Problem to work on:
Leave the pictures out and retype the lines from the beginning through the line with "const [items] = useState(rows);", both ends included.

-- BEGIN Dataset extract --

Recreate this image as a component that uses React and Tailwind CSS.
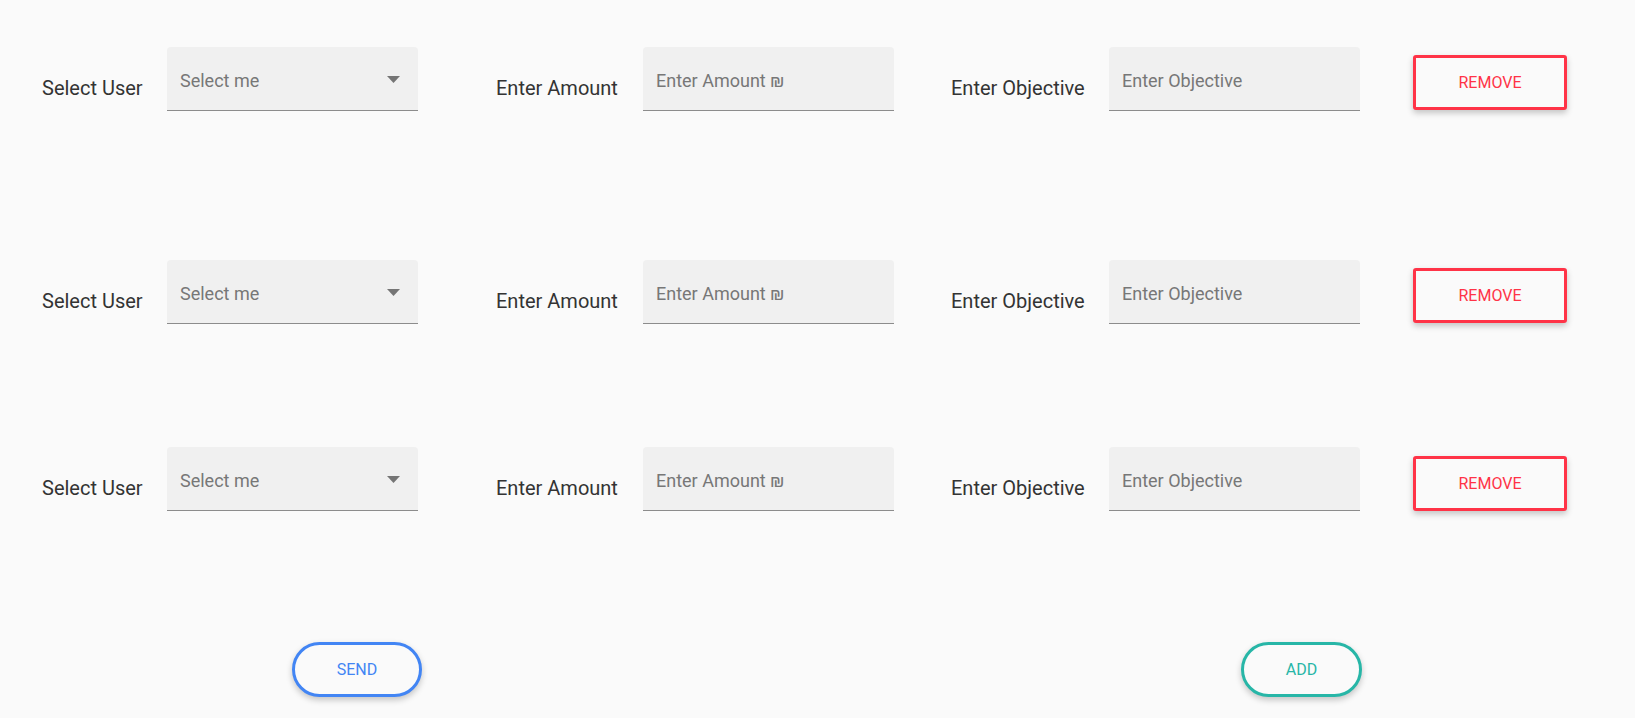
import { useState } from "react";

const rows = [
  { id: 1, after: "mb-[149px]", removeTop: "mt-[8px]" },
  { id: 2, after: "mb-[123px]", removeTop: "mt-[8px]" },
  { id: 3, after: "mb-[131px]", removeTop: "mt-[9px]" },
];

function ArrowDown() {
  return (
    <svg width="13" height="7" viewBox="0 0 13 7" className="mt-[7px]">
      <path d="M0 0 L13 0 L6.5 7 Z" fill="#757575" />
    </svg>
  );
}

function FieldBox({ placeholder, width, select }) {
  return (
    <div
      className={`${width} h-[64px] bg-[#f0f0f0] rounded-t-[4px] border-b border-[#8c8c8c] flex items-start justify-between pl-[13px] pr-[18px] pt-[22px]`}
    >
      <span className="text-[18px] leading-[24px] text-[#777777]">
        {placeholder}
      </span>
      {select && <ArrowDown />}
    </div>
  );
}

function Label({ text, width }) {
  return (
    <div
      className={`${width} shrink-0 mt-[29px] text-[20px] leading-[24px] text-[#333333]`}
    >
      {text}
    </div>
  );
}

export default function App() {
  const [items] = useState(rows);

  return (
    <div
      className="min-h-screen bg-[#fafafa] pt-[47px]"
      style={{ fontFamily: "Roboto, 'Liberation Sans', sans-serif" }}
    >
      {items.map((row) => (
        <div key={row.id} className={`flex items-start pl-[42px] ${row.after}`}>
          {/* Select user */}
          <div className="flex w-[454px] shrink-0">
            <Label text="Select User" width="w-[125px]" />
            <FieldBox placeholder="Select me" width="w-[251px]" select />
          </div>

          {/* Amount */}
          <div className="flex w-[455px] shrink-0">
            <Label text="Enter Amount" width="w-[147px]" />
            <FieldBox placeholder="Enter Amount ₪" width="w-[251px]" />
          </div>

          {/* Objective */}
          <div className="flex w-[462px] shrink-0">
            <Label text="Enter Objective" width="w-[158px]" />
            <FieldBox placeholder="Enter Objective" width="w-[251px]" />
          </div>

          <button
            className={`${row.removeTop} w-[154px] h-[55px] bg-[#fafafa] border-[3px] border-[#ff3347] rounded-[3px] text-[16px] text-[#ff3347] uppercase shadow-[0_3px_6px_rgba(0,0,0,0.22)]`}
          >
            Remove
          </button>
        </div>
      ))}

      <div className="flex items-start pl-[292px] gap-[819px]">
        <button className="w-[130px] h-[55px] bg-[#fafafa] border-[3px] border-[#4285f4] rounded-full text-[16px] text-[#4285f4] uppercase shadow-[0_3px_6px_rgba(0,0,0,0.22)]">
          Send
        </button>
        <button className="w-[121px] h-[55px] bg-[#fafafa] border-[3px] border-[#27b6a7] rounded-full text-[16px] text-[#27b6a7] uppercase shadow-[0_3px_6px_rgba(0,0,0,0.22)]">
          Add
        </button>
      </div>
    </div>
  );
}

-- END Dataset extract --

Correct output:
Recreate this image as a component that uses React and Tailwind CSS.
import { useState } from "react";

const rows = [
  { id: 1, after: "mb-[149px]", removeTop: "mt-[8px]" },
  { id: 2, after: "mb-[123px]", removeTop: "mt-[8px]" },
  { id: 3, after: "mb-[131px]", removeTop: "mt-[9px]" },
];

function ArrowDown() {
  return (
    <svg width="13" height="7" viewBox="0 0 13 7" className="mt-[7px]">
      <path d="M0 0 L13 0 L6.5 7 Z" fill="#757575" />
    </svg>
  );
}

function FieldBox({ placeholder, width, select }) {
  return (
    <div
      className={`${width} h-[64px] bg-[#f0f0f0] rounded-t-[4px] border-b border-[#8c8c8c] flex items-start justify-between pl-[13px] pr-[18px] pt-[22px]`}
    >
      <span className="text-[18px] leading-[24px] text-[#777777]">
        {placeholder}
      </span>
      {select && <ArrowDown />}
    </div>
  );
}

function Label({ text, width }) {
  return (
    <div
      className={`${width} shrink-0 mt-[29px] text-[20px] leading-[24px] text-[#333333]`}
    >
      {text}
    </div>
  );
}

export default function App() {
  const [items] = useState(rows);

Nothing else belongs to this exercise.